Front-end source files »
● ● ● ● ● ● ●

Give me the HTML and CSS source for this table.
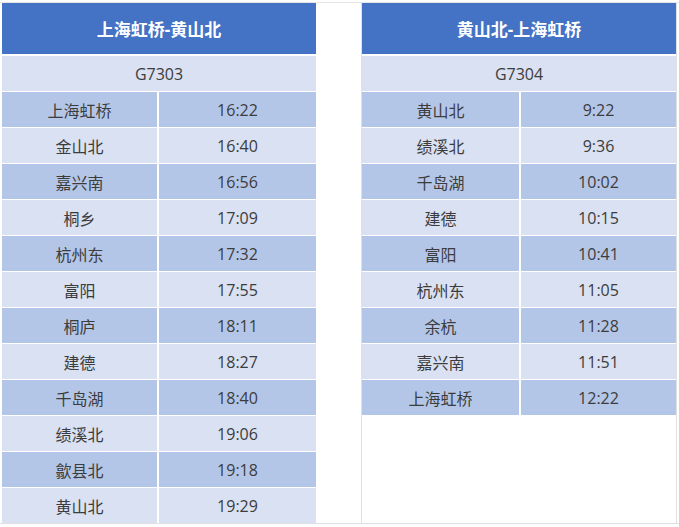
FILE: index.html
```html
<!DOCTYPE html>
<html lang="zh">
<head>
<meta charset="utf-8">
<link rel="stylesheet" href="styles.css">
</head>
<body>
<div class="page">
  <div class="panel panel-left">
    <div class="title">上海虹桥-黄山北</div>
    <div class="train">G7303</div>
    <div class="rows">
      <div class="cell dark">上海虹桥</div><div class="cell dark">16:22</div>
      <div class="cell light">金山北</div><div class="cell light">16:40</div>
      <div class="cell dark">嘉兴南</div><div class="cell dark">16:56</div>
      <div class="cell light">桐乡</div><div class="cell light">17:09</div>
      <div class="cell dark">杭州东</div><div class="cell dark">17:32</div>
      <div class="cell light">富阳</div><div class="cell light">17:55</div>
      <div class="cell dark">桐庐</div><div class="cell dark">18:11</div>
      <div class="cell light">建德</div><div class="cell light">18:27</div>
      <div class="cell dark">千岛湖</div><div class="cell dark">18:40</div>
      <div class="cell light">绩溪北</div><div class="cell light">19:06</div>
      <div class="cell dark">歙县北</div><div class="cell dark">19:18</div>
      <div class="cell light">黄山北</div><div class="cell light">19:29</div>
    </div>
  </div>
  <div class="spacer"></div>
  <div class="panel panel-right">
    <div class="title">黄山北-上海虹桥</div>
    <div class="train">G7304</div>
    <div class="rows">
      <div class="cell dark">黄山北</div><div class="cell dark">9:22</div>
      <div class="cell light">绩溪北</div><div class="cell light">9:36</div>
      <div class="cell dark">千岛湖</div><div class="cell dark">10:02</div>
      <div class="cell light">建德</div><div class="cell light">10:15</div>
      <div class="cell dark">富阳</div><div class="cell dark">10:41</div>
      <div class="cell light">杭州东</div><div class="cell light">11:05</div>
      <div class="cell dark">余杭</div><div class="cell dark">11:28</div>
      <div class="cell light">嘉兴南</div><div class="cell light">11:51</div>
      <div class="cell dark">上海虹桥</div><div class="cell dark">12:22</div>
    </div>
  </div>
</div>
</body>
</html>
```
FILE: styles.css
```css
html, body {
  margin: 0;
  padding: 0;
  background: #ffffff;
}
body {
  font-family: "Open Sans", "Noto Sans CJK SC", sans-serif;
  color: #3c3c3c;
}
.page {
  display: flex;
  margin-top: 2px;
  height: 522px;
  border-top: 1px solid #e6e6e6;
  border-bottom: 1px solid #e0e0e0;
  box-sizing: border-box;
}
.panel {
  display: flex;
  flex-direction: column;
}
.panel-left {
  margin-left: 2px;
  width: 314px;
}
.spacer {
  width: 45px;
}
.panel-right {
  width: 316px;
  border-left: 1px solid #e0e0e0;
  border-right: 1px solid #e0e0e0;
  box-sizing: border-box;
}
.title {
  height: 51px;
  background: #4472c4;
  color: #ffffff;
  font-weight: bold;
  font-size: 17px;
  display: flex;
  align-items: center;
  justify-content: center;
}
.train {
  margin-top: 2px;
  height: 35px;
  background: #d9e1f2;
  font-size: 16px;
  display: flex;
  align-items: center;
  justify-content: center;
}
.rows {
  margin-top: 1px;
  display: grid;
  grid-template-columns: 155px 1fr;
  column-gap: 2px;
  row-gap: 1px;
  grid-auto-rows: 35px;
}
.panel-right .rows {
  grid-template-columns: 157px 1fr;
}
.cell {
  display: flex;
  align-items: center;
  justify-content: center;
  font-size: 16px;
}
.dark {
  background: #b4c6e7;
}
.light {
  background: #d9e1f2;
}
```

● ● ● ● ● ● ●

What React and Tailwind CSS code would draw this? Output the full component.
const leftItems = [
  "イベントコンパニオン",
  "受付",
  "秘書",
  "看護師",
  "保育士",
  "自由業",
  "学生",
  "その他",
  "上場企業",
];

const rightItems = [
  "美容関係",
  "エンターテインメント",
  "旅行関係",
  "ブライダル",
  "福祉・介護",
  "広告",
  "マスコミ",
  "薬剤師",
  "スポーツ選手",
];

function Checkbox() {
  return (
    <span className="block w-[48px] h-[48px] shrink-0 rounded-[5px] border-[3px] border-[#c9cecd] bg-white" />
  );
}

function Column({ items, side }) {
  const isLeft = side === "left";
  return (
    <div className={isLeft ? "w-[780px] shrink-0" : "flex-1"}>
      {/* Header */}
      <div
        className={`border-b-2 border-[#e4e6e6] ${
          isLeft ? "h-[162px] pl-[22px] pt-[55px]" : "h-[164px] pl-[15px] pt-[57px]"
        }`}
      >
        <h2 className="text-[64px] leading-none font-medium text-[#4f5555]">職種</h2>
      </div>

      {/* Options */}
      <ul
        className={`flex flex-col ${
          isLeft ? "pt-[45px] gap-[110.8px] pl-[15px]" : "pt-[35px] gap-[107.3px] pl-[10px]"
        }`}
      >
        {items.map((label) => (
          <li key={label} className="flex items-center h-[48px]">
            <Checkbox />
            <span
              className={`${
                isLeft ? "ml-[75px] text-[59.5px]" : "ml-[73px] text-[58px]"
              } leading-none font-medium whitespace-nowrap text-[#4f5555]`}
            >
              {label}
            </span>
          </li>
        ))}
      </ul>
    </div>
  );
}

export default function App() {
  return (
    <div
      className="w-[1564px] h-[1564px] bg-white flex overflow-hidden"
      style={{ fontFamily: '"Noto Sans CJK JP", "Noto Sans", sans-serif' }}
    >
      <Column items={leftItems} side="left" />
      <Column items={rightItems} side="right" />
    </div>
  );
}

● ● ● ● ● ● ●

Stated task » Report every line containing the word "this" from the listing above.

Response to the exercise »
Give me the HTML and CSS source for this table.
What React and Tailwind CSS code would draw this? Output the full component.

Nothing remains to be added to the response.